-- GOAL OF THE EXERCISE --
Find the lines with the string "React" and return them.

** START **

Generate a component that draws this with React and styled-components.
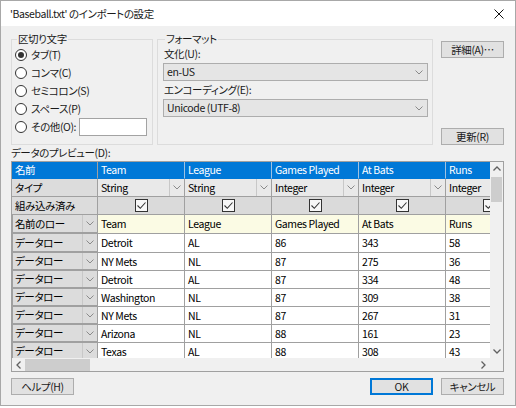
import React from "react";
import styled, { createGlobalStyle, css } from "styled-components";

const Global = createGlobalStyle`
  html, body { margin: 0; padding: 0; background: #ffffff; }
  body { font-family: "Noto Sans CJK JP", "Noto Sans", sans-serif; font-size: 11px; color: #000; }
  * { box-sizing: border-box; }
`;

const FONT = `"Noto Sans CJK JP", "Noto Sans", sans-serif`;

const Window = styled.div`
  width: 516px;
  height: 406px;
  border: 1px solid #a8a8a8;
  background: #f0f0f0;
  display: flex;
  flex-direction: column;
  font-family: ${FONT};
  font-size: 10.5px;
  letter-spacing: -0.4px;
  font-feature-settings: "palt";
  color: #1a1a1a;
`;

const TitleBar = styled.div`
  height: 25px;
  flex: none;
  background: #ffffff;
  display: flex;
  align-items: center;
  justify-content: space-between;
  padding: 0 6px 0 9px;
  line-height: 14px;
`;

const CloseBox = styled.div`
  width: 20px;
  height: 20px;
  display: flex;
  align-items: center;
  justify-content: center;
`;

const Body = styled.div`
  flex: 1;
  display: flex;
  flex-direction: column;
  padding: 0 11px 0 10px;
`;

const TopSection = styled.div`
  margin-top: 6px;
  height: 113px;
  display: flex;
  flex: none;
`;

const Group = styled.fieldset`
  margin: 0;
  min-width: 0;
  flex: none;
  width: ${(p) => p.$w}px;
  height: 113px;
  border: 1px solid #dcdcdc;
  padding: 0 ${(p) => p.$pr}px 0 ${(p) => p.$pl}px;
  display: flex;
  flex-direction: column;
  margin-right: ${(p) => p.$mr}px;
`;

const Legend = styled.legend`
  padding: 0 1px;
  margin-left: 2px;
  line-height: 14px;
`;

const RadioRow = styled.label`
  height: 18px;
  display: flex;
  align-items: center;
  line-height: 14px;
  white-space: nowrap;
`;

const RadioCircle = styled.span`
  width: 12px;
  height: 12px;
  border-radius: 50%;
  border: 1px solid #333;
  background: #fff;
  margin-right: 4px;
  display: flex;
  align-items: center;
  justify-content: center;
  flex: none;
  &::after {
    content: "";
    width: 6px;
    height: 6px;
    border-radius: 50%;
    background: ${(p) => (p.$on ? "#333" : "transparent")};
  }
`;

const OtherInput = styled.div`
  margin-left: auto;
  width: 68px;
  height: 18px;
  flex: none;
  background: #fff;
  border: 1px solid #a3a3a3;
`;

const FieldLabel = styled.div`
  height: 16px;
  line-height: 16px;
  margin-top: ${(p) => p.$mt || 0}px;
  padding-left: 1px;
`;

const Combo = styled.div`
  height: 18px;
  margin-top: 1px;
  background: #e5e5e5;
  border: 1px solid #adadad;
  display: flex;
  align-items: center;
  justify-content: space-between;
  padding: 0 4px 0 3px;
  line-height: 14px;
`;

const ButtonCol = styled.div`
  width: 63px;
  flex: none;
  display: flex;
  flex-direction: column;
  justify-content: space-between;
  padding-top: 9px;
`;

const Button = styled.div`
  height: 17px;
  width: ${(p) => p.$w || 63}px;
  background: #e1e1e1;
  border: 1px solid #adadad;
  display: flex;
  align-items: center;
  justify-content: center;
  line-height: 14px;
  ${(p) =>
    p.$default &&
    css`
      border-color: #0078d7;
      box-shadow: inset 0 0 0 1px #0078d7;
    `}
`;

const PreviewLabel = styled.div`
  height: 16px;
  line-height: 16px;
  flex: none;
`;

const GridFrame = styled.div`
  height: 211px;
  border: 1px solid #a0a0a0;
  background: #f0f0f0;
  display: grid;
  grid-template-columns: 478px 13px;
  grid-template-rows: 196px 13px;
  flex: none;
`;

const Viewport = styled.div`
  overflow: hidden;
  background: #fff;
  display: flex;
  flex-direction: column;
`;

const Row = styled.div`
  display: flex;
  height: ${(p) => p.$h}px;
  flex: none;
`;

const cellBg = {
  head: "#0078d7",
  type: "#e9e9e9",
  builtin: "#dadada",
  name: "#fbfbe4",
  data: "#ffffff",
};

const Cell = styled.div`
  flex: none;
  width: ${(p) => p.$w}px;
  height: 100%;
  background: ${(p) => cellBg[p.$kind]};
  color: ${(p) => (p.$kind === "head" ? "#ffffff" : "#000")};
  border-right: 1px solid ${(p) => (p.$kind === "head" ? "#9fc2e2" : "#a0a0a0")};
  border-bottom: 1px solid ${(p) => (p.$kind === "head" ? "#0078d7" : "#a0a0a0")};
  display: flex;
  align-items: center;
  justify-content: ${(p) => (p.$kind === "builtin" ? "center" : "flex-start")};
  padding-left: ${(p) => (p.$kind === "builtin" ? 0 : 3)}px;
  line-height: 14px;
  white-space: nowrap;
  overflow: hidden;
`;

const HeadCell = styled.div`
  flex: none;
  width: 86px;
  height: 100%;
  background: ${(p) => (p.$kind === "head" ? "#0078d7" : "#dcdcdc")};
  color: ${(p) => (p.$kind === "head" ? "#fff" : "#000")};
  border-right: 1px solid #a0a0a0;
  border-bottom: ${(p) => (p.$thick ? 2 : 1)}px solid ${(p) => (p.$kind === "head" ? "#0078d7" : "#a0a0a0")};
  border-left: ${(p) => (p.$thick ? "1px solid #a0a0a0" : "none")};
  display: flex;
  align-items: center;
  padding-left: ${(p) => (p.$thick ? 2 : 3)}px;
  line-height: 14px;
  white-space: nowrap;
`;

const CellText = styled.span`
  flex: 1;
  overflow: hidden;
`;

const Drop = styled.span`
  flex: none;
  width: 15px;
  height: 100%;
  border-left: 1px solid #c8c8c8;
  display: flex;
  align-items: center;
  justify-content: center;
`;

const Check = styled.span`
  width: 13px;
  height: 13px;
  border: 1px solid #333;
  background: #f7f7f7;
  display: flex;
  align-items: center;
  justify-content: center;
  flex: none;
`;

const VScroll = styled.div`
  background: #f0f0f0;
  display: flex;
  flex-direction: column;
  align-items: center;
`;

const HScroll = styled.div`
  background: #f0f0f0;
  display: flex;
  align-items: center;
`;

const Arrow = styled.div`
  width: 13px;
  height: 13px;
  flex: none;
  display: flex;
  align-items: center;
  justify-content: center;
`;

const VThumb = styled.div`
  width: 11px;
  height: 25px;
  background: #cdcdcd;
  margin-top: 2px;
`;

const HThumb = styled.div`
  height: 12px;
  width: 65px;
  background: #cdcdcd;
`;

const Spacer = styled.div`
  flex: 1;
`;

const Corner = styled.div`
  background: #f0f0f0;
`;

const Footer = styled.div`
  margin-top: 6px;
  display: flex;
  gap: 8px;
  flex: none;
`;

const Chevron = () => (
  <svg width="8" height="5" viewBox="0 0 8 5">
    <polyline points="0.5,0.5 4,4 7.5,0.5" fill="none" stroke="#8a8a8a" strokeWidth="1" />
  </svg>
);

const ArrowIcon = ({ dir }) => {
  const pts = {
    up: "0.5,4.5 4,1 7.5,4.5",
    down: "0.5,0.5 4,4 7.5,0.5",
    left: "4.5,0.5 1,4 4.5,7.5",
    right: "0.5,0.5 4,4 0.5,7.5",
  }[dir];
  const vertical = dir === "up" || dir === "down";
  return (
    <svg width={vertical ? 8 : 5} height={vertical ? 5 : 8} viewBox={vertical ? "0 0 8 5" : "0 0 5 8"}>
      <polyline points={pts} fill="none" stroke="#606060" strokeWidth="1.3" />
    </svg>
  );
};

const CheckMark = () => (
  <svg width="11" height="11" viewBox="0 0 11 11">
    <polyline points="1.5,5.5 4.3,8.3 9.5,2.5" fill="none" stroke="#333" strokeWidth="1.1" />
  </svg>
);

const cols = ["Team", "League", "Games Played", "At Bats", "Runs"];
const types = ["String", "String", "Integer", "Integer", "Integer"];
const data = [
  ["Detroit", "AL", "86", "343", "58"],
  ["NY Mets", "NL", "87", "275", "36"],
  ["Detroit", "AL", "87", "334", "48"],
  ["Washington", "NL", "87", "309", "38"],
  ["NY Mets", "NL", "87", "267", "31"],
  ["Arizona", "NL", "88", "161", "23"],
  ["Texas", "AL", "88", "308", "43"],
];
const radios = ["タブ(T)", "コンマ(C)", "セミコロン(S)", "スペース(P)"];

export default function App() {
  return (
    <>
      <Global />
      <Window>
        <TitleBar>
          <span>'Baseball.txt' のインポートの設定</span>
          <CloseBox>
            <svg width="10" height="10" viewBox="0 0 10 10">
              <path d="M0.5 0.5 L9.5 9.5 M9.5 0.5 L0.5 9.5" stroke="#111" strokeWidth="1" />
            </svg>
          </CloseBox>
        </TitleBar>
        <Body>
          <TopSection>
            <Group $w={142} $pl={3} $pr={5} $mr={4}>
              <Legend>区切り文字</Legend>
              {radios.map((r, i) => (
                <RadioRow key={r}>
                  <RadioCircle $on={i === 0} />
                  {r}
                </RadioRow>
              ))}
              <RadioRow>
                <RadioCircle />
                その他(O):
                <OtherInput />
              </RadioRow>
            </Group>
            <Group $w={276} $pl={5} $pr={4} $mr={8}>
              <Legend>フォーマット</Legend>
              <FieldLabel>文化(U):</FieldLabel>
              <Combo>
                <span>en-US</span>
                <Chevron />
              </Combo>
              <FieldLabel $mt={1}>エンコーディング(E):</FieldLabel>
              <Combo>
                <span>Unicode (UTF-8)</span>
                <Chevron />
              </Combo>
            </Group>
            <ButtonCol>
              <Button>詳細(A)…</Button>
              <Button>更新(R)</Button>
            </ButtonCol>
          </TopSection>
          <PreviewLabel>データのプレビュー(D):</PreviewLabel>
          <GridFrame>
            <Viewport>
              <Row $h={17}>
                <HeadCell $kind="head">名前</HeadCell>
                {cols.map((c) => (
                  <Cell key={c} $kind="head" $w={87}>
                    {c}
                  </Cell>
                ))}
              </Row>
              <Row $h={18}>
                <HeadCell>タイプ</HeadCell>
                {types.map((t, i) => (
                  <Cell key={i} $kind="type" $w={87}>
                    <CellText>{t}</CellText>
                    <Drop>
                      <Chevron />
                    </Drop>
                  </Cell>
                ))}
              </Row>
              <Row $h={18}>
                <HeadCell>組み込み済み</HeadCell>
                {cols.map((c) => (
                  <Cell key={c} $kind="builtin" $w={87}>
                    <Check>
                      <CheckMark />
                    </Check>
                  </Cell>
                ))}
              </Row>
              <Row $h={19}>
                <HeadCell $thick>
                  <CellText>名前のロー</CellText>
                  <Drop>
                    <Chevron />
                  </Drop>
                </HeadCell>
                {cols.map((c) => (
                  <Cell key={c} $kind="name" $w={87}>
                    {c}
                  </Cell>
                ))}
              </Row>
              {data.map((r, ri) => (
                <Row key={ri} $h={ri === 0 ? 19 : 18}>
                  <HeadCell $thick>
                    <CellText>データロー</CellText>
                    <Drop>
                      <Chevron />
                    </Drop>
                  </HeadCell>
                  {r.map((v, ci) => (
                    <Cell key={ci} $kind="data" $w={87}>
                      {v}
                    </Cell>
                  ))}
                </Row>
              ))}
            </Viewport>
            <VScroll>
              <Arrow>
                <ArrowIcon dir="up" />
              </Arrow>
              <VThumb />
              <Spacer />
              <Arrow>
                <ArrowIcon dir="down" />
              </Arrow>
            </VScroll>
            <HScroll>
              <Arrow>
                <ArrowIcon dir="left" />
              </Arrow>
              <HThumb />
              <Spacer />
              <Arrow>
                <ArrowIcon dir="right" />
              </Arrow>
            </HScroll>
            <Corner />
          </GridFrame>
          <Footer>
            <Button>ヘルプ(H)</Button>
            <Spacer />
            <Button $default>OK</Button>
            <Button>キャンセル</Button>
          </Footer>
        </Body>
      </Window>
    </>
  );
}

** END **

-- OUTPUT FOR THIS EXERCISE --
Generate a component that draws this with React and styled-components.
import React from "react";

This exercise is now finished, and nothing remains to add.